START
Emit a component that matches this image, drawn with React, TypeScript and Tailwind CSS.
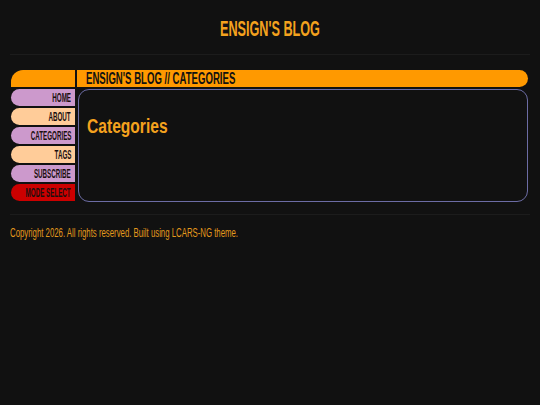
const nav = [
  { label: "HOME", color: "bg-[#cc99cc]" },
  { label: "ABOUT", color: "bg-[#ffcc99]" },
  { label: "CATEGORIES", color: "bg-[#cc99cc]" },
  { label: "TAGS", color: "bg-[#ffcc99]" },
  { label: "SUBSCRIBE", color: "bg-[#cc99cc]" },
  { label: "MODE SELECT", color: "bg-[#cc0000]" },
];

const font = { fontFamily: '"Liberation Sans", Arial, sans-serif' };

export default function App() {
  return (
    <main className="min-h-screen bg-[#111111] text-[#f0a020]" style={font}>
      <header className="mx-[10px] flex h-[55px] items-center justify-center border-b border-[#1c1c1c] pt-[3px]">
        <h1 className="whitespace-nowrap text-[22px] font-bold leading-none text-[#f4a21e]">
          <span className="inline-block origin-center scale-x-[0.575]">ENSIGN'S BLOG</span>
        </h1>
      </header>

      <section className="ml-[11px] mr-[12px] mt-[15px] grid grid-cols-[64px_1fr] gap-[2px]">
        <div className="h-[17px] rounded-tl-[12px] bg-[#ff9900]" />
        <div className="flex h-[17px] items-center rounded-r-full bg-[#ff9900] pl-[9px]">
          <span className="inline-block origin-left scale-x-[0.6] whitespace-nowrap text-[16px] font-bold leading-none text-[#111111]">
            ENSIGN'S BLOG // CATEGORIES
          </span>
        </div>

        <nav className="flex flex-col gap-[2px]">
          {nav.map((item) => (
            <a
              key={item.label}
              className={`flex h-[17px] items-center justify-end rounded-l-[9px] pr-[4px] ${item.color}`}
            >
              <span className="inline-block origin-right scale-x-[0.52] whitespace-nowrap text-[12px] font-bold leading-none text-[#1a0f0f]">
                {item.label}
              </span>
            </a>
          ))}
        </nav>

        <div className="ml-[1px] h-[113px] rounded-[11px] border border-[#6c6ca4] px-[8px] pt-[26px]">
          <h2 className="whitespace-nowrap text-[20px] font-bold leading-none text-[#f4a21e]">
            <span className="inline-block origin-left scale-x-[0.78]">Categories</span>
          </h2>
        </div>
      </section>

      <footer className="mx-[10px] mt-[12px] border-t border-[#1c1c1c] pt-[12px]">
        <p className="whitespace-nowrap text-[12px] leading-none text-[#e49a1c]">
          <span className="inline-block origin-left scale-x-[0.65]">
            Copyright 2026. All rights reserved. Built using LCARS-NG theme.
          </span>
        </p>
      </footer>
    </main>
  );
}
END
_To be done_:
Please write out all of the material above without changing a word, and omit any pictures.

_Answer in full_:
Emit a component that matches this image, drawn with React, TypeScript and Tailwind CSS.
const nav = [
  { label: "HOME", color: "bg-[#cc99cc]" },
  { label: "ABOUT", color: "bg-[#ffcc99]" },
  { label: "CATEGORIES", color: "bg-[#cc99cc]" },
  { label: "TAGS", color: "bg-[#ffcc99]" },
  { label: "SUBSCRIBE", color: "bg-[#cc99cc]" },
  { label: "MODE SELECT", color: "bg-[#cc0000]" },
];

const font = { fontFamily: '"Liberation Sans", Arial, sans-serif' };

export default function App() {
  return (
    <main className="min-h-screen bg-[#111111] text-[#f0a020]" style={font}>
      <header className="mx-[10px] flex h-[55px] items-center justify-center border-b border-[#1c1c1c] pt-[3px]">
        <h1 className="whitespace-nowrap text-[22px] font-bold leading-none text-[#f4a21e]">
          <span className="inline-block origin-center scale-x-[0.575]">ENSIGN'S BLOG</span>
        </h1>
      </header>

      <section className="ml-[11px] mr-[12px] mt-[15px] grid grid-cols-[64px_1fr] gap-[2px]">
        <div className="h-[17px] rounded-tl-[12px] bg-[#ff9900]" />
        <div className="flex h-[17px] items-center rounded-r-full bg-[#ff9900] pl-[9px]">
          <span className="inline-block origin-left scale-x-[0.6] whitespace-nowrap text-[16px] font-bold leading-none text-[#111111]">
            ENSIGN'S BLOG // CATEGORIES
          </span>
        </div>

        <nav className="flex flex-col gap-[2px]">
          {nav.map((item) => (
            <a
              key={item.label}
              className={`flex h-[17px] items-center justify-end rounded-l-[9px] pr-[4px] ${item.color}`}
            >
              <span className="inline-block origin-right scale-x-[0.52] whitespace-nowrap text-[12px] font-bold leading-none text-[#1a0f0f]">
                {item.label}
              </span>
            </a>
          ))}
        </nav>

        <div className="ml-[1px] h-[113px] rounded-[11px] border border-[#6c6ca4] px-[8px] pt-[26px]">
          <h2 className="whitespace-nowrap text-[20px] font-bold leading-none text-[#f4a21e]">
            <span className="inline-block origin-left scale-x-[0.78]">Categories</span>
          </h2>
        </div>
      </section>

      <footer className="mx-[10px] mt-[12px] border-t border-[#1c1c1c] pt-[12px]">
        <p className="whitespace-nowrap text-[12px] leading-none text-[#e49a1c]">
          <span className="inline-block origin-left scale-x-[0.65]">
            Copyright 2026. All rights reserved. Built using LCARS-NG theme.
          </span>
        </p>
      </footer>
    </main>
  );
}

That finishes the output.